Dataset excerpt
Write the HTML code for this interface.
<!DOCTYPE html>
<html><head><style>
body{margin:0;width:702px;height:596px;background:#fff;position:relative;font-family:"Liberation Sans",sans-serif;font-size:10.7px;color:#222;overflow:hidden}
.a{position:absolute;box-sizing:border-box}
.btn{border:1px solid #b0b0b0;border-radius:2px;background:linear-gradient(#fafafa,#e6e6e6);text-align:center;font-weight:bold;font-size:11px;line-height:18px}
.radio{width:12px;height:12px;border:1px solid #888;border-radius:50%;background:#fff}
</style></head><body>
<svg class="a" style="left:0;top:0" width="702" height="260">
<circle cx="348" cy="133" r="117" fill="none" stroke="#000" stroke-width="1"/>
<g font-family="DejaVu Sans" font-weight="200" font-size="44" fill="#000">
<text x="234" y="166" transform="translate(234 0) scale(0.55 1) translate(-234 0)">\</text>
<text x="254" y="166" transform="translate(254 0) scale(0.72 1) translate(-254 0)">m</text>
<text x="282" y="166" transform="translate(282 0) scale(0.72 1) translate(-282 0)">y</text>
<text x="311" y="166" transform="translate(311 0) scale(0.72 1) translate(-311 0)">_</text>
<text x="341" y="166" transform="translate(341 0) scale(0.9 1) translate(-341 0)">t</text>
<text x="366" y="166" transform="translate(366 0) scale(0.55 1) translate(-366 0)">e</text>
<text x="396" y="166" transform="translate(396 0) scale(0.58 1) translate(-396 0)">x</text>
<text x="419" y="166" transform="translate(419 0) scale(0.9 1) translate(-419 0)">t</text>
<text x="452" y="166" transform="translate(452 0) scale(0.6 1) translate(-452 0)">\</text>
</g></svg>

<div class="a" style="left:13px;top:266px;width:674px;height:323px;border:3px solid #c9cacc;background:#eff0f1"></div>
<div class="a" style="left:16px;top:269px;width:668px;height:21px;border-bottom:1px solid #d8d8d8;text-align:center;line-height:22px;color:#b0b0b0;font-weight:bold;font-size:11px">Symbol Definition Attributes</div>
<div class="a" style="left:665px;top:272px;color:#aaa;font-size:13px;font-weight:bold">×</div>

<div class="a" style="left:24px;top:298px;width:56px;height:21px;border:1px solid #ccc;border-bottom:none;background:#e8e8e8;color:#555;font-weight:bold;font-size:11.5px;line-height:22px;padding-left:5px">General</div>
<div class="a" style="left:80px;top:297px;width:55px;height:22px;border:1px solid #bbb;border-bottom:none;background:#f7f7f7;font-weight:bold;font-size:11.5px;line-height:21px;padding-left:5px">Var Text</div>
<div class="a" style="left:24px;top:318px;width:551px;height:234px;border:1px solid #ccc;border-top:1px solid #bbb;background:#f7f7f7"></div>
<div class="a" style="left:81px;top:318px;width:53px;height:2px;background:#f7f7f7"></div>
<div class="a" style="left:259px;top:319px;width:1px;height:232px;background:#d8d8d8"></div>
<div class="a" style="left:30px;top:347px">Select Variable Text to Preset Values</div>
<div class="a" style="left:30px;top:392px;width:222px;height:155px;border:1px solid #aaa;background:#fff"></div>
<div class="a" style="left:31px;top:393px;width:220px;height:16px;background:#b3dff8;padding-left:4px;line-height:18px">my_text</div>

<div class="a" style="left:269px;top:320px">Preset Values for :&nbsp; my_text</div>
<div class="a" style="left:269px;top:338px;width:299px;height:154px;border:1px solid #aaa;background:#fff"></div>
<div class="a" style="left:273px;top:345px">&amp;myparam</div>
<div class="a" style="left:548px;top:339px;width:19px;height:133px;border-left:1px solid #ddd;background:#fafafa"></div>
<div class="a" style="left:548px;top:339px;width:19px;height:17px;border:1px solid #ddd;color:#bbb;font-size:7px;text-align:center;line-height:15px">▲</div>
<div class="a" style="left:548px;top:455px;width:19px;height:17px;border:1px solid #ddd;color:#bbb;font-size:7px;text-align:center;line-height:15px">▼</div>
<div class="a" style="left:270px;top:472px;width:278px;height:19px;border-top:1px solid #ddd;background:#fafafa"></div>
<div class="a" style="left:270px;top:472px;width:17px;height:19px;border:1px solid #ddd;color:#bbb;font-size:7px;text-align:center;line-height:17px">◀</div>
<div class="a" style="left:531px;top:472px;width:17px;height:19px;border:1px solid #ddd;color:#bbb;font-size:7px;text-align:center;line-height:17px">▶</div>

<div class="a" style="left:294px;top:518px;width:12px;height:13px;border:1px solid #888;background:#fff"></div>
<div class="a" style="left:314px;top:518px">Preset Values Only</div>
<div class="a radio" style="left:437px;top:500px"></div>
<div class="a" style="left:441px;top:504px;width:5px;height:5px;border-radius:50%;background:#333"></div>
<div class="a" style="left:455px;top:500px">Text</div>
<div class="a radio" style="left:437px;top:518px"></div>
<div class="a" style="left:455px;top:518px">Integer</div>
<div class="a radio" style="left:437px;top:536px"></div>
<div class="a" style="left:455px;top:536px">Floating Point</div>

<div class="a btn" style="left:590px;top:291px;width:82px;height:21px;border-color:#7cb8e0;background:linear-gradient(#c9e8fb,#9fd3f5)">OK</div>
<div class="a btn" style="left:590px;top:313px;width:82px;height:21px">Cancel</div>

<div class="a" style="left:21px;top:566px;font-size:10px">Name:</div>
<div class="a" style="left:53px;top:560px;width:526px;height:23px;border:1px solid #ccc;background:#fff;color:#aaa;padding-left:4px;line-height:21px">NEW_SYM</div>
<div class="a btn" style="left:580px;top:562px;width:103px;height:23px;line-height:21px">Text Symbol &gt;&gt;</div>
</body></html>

==

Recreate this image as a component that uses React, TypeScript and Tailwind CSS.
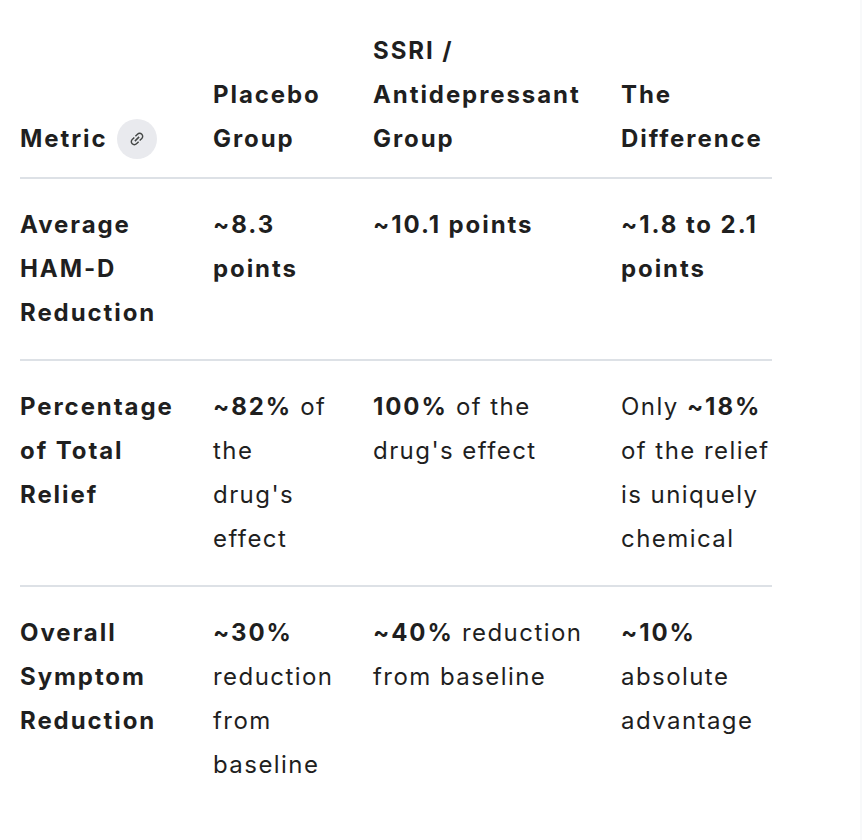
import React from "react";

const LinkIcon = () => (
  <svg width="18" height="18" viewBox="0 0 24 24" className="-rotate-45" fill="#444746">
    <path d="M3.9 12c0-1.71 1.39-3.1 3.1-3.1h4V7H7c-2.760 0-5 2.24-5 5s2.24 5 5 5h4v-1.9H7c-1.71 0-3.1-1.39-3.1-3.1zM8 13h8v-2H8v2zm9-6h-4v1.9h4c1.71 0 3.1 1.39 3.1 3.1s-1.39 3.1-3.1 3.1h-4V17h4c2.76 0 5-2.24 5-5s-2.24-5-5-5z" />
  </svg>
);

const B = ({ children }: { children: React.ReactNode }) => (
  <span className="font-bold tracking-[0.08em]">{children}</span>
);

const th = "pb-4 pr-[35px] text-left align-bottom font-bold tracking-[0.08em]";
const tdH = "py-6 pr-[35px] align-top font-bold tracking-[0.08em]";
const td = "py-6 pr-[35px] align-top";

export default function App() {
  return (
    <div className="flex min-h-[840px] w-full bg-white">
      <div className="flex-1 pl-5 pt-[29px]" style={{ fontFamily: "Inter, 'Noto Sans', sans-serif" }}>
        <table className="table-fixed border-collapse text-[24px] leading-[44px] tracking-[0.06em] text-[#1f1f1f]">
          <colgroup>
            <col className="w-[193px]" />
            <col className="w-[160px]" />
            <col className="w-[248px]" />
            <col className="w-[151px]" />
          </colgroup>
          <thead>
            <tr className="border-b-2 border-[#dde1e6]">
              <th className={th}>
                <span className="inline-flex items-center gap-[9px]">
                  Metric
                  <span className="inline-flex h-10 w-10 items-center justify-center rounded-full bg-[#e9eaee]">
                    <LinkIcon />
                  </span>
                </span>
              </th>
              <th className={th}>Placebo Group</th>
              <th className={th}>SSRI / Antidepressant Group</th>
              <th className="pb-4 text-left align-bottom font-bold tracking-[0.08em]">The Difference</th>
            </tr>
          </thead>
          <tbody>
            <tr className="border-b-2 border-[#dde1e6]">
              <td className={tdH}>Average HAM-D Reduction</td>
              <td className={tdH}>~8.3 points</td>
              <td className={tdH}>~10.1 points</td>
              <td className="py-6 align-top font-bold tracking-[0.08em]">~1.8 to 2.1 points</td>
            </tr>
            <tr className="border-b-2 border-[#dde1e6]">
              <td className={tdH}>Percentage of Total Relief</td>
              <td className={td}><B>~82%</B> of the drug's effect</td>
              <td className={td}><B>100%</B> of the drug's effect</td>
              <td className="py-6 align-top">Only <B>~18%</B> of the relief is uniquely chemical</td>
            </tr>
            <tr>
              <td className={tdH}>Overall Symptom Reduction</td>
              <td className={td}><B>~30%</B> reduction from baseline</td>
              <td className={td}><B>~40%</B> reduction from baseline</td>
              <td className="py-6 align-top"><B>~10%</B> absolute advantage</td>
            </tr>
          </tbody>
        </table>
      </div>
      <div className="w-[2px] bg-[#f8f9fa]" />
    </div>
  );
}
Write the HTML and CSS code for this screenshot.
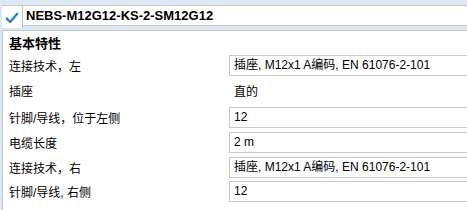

* [Written request]:
Without the pictures, give again only the lines beginning at the line that contains "Recreate this image" and stopping after the line that contains "import React from", exactly as written.

* [Completed task]:
Recreate this image as a component that uses React, TypeScript and Tailwind CSS.
import React from "react";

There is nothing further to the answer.